К слову сказать, Губерман у нас в гостях ни тени бестактности не обнаружил (не говорю уж: не матерился) и рядом со мною казался человеком воспитанным. Может, в тридцатые годы детей ещё учили сдержанности и приличиям?

Вот главное, что вынес Губерман из нашего столь радушного и гостеприимного дома: он увидел, что и тут тоже его не считают поэтом. Он вынес обиду.

Вероятно, непризнание — главная боль этого умного и изумительно одарённого человека, ставшего одной из центральных фигур эпохи. Он видит, каковы его читатели и почитатели, и довольствоваться этой публикой не может. А другой круг, элитарный и несколько чопорный, этакая каста браминов, — для него закрыт. И если б только круг, только люди! Максим Горький, как известно, всю свою жизнь мечтал написать хоть одно хорошее стихотворение, из сил выбивался, чтобы заслужить имя поэта, — но сам с горечью видел, что в этом ему отказано. Губерман не только славой и талантом, но, конечно, и умом не уступает Горькому; значит, можно допустить, догадывается о своём настоящем месте. Ему не позавидуешь.

…Так и вышло, что мы с Губерманом поссорились, не успев подружиться, — случай далеко не первый в моей жизни… Винюсь и стыжусь.

Прошло два года, и при следующей нашей встрече в Иерусалиме, в том же крохотном зале клуба имени Ури-Цви Гринберга, я не сделал попытки подойти к Губерману и не стал с ним здороваться. С его стороны это нашло полное понимание.

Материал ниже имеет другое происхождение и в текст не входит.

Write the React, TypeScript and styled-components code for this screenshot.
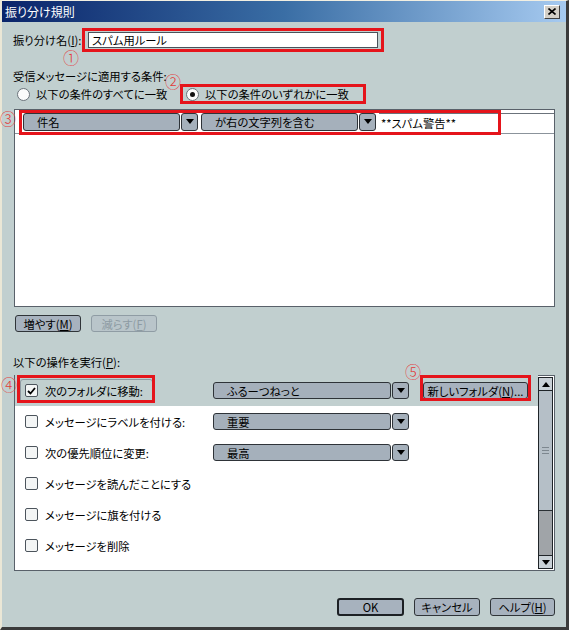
import React from 'react'
import styled, { createGlobalStyle } from 'styled-components'

const GlobalStyle = createGlobalStyle`
  html, body {
    margin: 0;
    padding: 0;
    background: #c1cfcf;
  }
  * {
    box-sizing: border-box;
  }
`

const Window = styled.div`
  width: 569px;
  height: 630px;
  display: flex;
  flex-direction: column;
  background: #c1cfcf;
  border-top: 1px solid #f2efe2;
  border-left: 2px solid #ebe7d6;
  border-right: 3px solid #3a3a3a;
  border-bottom: 3px solid #3a3a3a;
  font-family: "Noto Sans CJK JP", "Noto Sans", sans-serif;
  font-size: 11.3px;
  font-feature-settings: "palt";
  color: #000;
`

const TitleBar = styled.div`
  height: 21px;
  display: flex;
  align-items: center;
  justify-content: space-between;
  padding: 0 6px 0 3px;
  background: linear-gradient(to right, #0a246a 0%, #3a6ea5 50%, #a6caf0 100%);
  color: #fff;
  font-size: 12px;
  line-height: 21px;
`

const CloseButton = styled.div`
  width: 16px;
  height: 14px;
  display: flex;
  align-items: center;
  justify-content: center;
  background: #d4d0c8;
  border: 1px solid;
  border-color: #ffffff #404040 #404040 #ffffff;
`

const Body = styled.div`
  flex: 1;
  display: flex;
  flex-direction: column;
  padding: 0 11px 11px 11px;
`

const Label = styled.div<{ $mt: number }>`
  margin-top: ${p => p.$mt}px;
  line-height: 14px;
  white-space: nowrap;
`

const NameRow = styled.div`
  margin-top: 10px;
  display: flex;
  align-items: center;
  height: 16px;
`

const NameLabel = styled.span`
  width: 75px;
  flex-shrink: 0;
  line-height: 16px;
`

const NameField = styled.div`
  position: relative;
  width: 290px;
  height: 16px;
`

const TextBox = styled.div`
  height: 100%;
  border: 1px solid #4a525a;
  background: #fff;
  padding-left: 3px;
  line-height: 14px;
`

const RedFrame = styled.span<{ $t: number; $l: number; $r: number; $b: number }>`
  position: absolute;
  top: ${p => p.$t}px;
  left: ${p => p.$l}px;
  right: ${p => p.$r}px;
  bottom: ${p => p.$b}px;
  border: 3px solid #e5141b;
  pointer-events: none;
`

const Marker = styled.span<{ $x: number; $y: number }>`
  position: absolute;
  left: ${p => p.$x}px;
  top: ${p => p.$y}px;
  font-size: 16px;
  line-height: 16px;
  font-weight: 300;
  font-feature-settings: normal;
  color: #e23a3a;
  pointer-events: none;
`

const RadioRow = styled.div`
  margin-top: 1px;
  height: 20px;
  display: flex;
  align-items: center;
`

const RadioOption = styled.div<{ $w: number; $ml?: number }>`
  position: relative;
  height: 100%;
  width: ${p => p.$w}px;
  margin-left: ${p => p.$ml ?? 0}px;
  display: flex;
  align-items: center;
  gap: 6px;
  white-space: nowrap;
`

const Radio = styled.span<{ $on?: boolean }>`
  width: 13px;
  height: 13px;
  flex-shrink: 0;
  border-radius: 50%;
  background: #fafbfb;
  border: 1px solid #6b737b;
  display: flex;
  align-items: center;
  justify-content: center;

  &::after {
    content: '';
    display: ${p => (p.$on ? 'block' : 'none')};
    width: 5px;
    height: 5px;
    border-radius: 50%;
    background: #111;
  }
`

const ListBox = styled.div<{ $h: number; $mt: number }>`
  margin-top: ${p => p.$mt}px;
  margin-left: 1px;
  height: ${p => p.$h}px;
  border: 1px solid #59616a;
  background: #fff;
  display: flex;
`

const CondRow = styled.div`
  position: relative;
  flex: 1;
  align-self: flex-start;
  height: 24px;
  display: flex;
  align-items: center;
  gap: 3px;
  padding-left: 8px;
  border-bottom: 1px solid #8b939b;
`

const ConditionText = styled.div`
  flex: 1;
  align-self: flex-end;
  height: 20px;
  border-top: 1px solid #6b737b;
  padding-left: 2px;
  line-height: 18px;
  white-space: nowrap;
`

const SelectBox = styled.div<{ $w: number; $h: number }>`
  display: flex;
  gap: 1px;
  width: ${p => p.$w}px;
  height: ${p => p.$h}px;
  flex-shrink: 0;
`

const SelectField = styled.div`
  flex: 1;
  display: flex;
  align-items: center;
  padding-left: 13px;
  background: #a5b0bb;
  border: 1px solid #2e3338;
  border-radius: 3px;
  white-space: nowrap;
  overflow: hidden;
`

const SelectArrow = styled.div`
  width: 17px;
  display: flex;
  align-items: center;
  justify-content: center;
  background: #a5b0bb;
  border: 1px solid #2e3338;
  border-radius: 3px;

  &::after {
    content: '';
    border-left: 4px solid transparent;
    border-right: 4px solid transparent;
    border-top: 5px solid #000;
  }
`

const ButtonRow = styled.div`
  margin-top: 8px;
  padding-left: 2px;
  display: flex;
  gap: 10px;
`

const Button = styled.div<{ $w: number; $h?: number; $disabled?: boolean; $default?: boolean }>`
  position: relative;
  width: ${p => p.$w}px;
  height: ${p => p.$h ?? 17}px;
  display: flex;
  align-items: center;
  justify-content: center;
  background: ${p => (p.$disabled ? '#b9c5ca' : '#a7b2be')};
  color: ${p => (p.$disabled ? '#8d9ba3' : '#000')};
  border: ${p => (p.$default ? '2px solid #1c2024' : p.$disabled ? '1px solid #8f9ca4' : '1px solid #2f3438')};
  border-radius: 3px;
  white-space: nowrap;
  line-height: 14px;
`

const Rows = styled.div`
  flex: 1;
  margin-top: -1px;
  display: flex;
  flex-direction: column;
`

const ActionRow = styled.div<{ $active?: boolean }>`
  height: 31px;
  flex-shrink: 0;
  display: grid;
  grid-template-columns: 198px 196px auto;
  align-items: center;
  background: ${p => (p.$active ? '#c1cfcf' : 'transparent')};
`

const LabelCell = styled.div`
  padding-left: 5px;
  display: flex;
`

const LabelBox = styled.div<{ $focus?: boolean }>`
  position: relative;
  height: 24px;
  display: inline-flex;
  align-items: center;
  gap: 7px;
  padding: 0 9px 0 4px;
  border: 1px solid ${p => (p.$focus ? '#8e99a1' : 'transparent')};
  border-radius: 3px;
  white-space: nowrap;
`

const CheckBox = styled.span`
  width: 13px;
  height: 13px;
  flex-shrink: 0;
  display: flex;
  align-items: center;
  justify-content: center;
  background: #f3f5f5;
  border: 1px solid #4c545c;
  border-radius: 2px;
`

const FolderCell = styled.div`
  padding-left: 14px;
  display: flex;
`

const ScrollBar = styled.div`
  width: 15px;
  margin: 1px 1px 1px 0;
  display: flex;
  flex-direction: column;
  border: 1px solid #1f2428;
  background: #a0a4a8;
`

const ScrollButton = styled.div<{ $up?: boolean }>`
  height: 13px;
  display: flex;
  align-items: center;
  justify-content: center;
  background: #c9d1d7;
  border-bottom: ${p => (p.$up ? '1px solid #1f2428' : 'none')};
  border-top: ${p => (p.$up ? 'none' : '1px solid #1f2428')};

  &::after {
    content: '';
    border-left: 4px solid transparent;
    border-right: 4px solid transparent;
    ${p => (p.$up ? 'border-bottom: 5px solid #000;' : 'border-top: 5px solid #000;')}
  }
`

const Thumb = styled.div`
  height: 120px;
  display: flex;
  flex-direction: column;
  align-items: center;
  justify-content: center;
  gap: 2px;
  background: #b5bfc7;
  border-bottom: 1px solid #2a3034;

  span {
    width: 7px;
    height: 1px;
    background: #7d878f;
  }
`

const Track = styled.div`
  flex: 1;
`

const Footer = styled.div`
  margin-top: auto;
  display: flex;
  justify-content: flex-end;
  gap: 10px;
`

const Check = () => (
  <svg width="9" height="8" viewBox="0 0 9 8">
    <path d="M1 4 L3.5 6.5 L8 1" fill="none" stroke="#000" strokeWidth="1.8" />
  </svg>
)

const Select = ({ text, w, h }: { text: string; w: number; h: number }) => (
  <SelectBox $w={w} $h={h}>
    <SelectField>{text}</SelectField>
    <SelectArrow />
  </SelectBox>
)

const actions = [
  { label: 'メッセージにラベルを付ける:', select: '重要' },
  { label: '次の優先順位に変更:', select: '最高' },
  { label: 'メッセージを読んだことにする' },
  { label: 'メッセージに旗を付ける' },
  { label: 'メッセージを削除' },
]

export default function App() {
  return (
    <>
      <GlobalStyle />
      <Window>
        <TitleBar>
          <span>振り分け規則</span>
          <CloseButton>
            <svg width="8" height="7" viewBox="0 0 8 7">
              <path d="M0.5 0.5 L7.5 6.5 M7.5 0.5 L0.5 6.5" stroke="#000" strokeWidth="1.6" />
            </svg>
          </CloseButton>
        </TitleBar>

        <Body>
          <NameRow>
            <NameLabel>
              振り分け名(<u>I</u>):
            </NameLabel>
            <NameField>
              <TextBox>スパム用ルール</TextBox>
              <RedFrame $t={-4} $l={-6} $r={-6} $b={-4} />
              <Marker $x={-25} $y={17}>①</Marker>
            </NameField>
          </NameRow>

          <Label $mt={21}>受信メッセージに適用する条件:</Label>
          <RadioRow>
            <RadioOption $w={169} $ml={4}>
              <Radio />
              以下の条件のすべてに一致
            </RadioOption>
            <RadioOption $w={174}>
              <Radio $on />
              以下の条件のいずれかに一致
              <RedFrame $t={0} $l={-6} $r={-6} $b={0} />
              <Marker $x={-21} $y={-11}>②</Marker>
            </RadioOption>
          </RadioRow>

          <ListBox $h={198} $mt={5}>
            <CondRow>
              <Select text="件名" w={175} h={18} />
              <Select text="が右の文字列を含む" w={175} h={18} />
              <ConditionText>**スパム警告**</ConditionText>
              <RedFrame $t={0} $l={4} $r={53} $b={-2} />
              <Marker $x={-15} $y={0}>③</Marker>
            </CondRow>
          </ListBox>

          <ButtonRow>
            <Button $w={66}>
              増やす(<u>M</u>)
            </Button>
            <Button $w={66} $disabled>
              減らす(<u>F</u>)
            </Button>
          </ButtonRow>

          <Label $mt={23}>
            以下の操作を実行(<u>P</u>):
          </Label>

          <ListBox $h={196} $mt={6}>
            <Rows>
              <ActionRow $active>
                <LabelCell>
                  <LabelBox $focus>
                    <CheckBox>
                      <Check />
                    </CheckBox>
                    次のフォルダに移動:
                    <RedFrame $t={-5} $l={-4} $r={-3} $b={-1} />
                    <Marker $x={-20} $y={-4}>④</Marker>
                  </LabelBox>
                </LabelCell>
                <Select text="ふるーつねっと" w={196} h={17} />
                <FolderCell>
                  <Button $w={105}>
                    新しいフォルダ(<u>N</u>)...
                    <RedFrame $t={-8} $l={-4} $r={-4} $b={-3} />
                    <Marker $x={-19} $y={-20}>⑤</Marker>
                  </Button>
                </FolderCell>
              </ActionRow>
              {actions.map(a => (
                <ActionRow key={a.label}>
                  <LabelCell>
                    <LabelBox>
                      <CheckBox />
                      {a.label}
                    </LabelBox>
                  </LabelCell>
                  {a.select && <Select text={a.select} w={196} h={17} />}
                </ActionRow>
              ))}
            </Rows>
            <ScrollBar>
              <ScrollButton $up />
              <Thumb>
                <span />
                <span />
                <span />
              </Thumb>
              <Track />
              <ScrollButton />
            </ScrollBar>
          </ListBox>

          <Footer>
            <Button $w={67} $h={18} $default>
              OK
            </Button>
            <Button $w={66} $h={18}>
              キャンセル
            </Button>
            <Button $w={65} $h={18}>
              ヘルプ(<u>H</u>)
            </Button>
          </Footer>
        </Body>
      </Window>
    </>
  )
}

А ещё через несколько лет мне попалась в сети очередная шутка Губермана, дивная по своей прелести. Статью или заметку о Юлии Киме он назвал… Певец в стане русских коэнов. В сотый раз я подумал: какой дар! Но тут же и другое подумал: как узок круг тех, кто оценит этот каламбур по достоинству! Одним нужно объяснять, кто такой коэн, другим — кто такой Жуковский… В сотый раз пережил я и мою бестактность в отношении Губермана; опять сказал себе: стыжусь, что обидел человека, жалею об этом всем сердцем, а вместе с тем понимаю, что иначе и быть не могло — и что никогда, ни при какой погоде, мы с ним не смогли бы стать друзьями.